Fighting doctrines always have been expressions of their time and place, much as any other artifact of military history. Any armed force operates in accordance with a conception of war that evolves as a consequence of its history, the state of military knowledge available to it, the technology at hand, the objectives to which the force expects to be committed, and, not least, the caliber of those who must attempt to give it life on the battlefield. Although modern soldiers expect their doctrines to be explicit, professionally authoritative, and officially sanctioned, for the greater part of American military history the doctrines under which soldiers fought were rarely so all‐encompassing, prescriptive, or explicit as they are today. These earlier doctrines are best regarded as loose collections of military folkways. The history of U.S. military doctrine describes a rough evolution from these folkways toward its contemporary forms.
The military doctrines that were brought to America during the colonial period reflected the orthodox European military interests of the day: limited dynastic wars emphasizing sieges and battles between drilled formations of soldiers armed with pike and musket. Important early colonists— John Smith, Roger Williams, John Underhill, and Lion Gardiner among them—had learned their military skills on the Continent.
Implicit in their military orthodoxy was the assumption that one's enemies were mostly like oneself. Colonial warfare against Native Americans permitted no such assumption, however. American Indians possessed their own military habits, most of which were at great variance from those of their European enemies. Native doctrines reflected their tribal origins, in which individual rather than collective purpose governed action. Most often, natives fought for the achievement or preservation of honor or self‐esteem within the tribe, and not the kind of state policy war so familiar to the Europeans. Native American warfare favored fighting to satisfy individual aims: skirmish, raid, and ambush; single rather than the collective, orchestrated combat his enemies attempted. And although both sides did militarily acculturate themselves, the Europeans were loathe to forsake their Continental military heritage. The colonial experience thus induced a certain schizophrenia, where a tension persisted between the new world of warfare and the traditions of European orthodoxy.

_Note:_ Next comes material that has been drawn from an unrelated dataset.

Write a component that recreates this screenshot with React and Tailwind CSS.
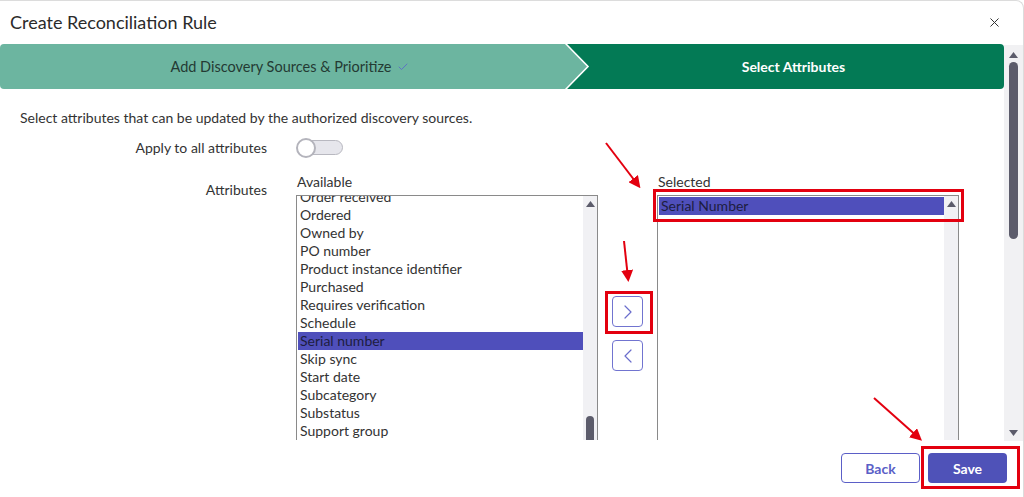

George Washington and Nathanael Greene embodied this tension during the Revolutionary War. It was Washington's ambition to transform the tiny American Army into one that could stand against British regulars in the stylized tactical fashions of the day. Greene was happier with practicality: he would fight in the orthodox mode when the occasion suited, but he was not so enamored of the European style as his general in chief. Greene developed a form of guerrilla warfare in the south. Washington pined for the climactic, war‐winning battle.
The Americans' quest for military respectability led to the appearance of military doctrine in a form that modern soldiers would recognize. In 1778–79, Friedrich Wilhelm von Steuben, Washington's Inspector General, wrote his Regulations for the Order and Discipline of the Troops of the United States, a drill manual that would ever after be known simply as “The Blue Book.” Von Steuben based his drills on those he had learned in the Prussian Army, but he tried to tailor them to the particular needs and character of the American soldier. The practical results never quite produced the army Washington wanted, but “The Blue Book” represented the European military ideal for a generation, until in 1812 it was finally superseded by a French manual of arms.
The advent of French military texts in America coincided roughly with the Napoleonic Wars, when the few professional military officers in America began seriously to study the arts of war. The French style became the fashion and remained so for the next several decades. After the War of 1812, Gen. Winfield Scott published the first edition of his Tactics, generously indebted to French tactical manuals, which held sway until the eve of the Civil War. Tactics hardly acknowledged the realities of war in America, nor did the other tactical manuals produced in the United States during the antebellum years. The dichotomy between European orthodoxy and American necessity achieved its fullest expression when in 1836 Scott himself attempted to employ Napoleonic tactics during the First Seminole War—with predictably dismal results.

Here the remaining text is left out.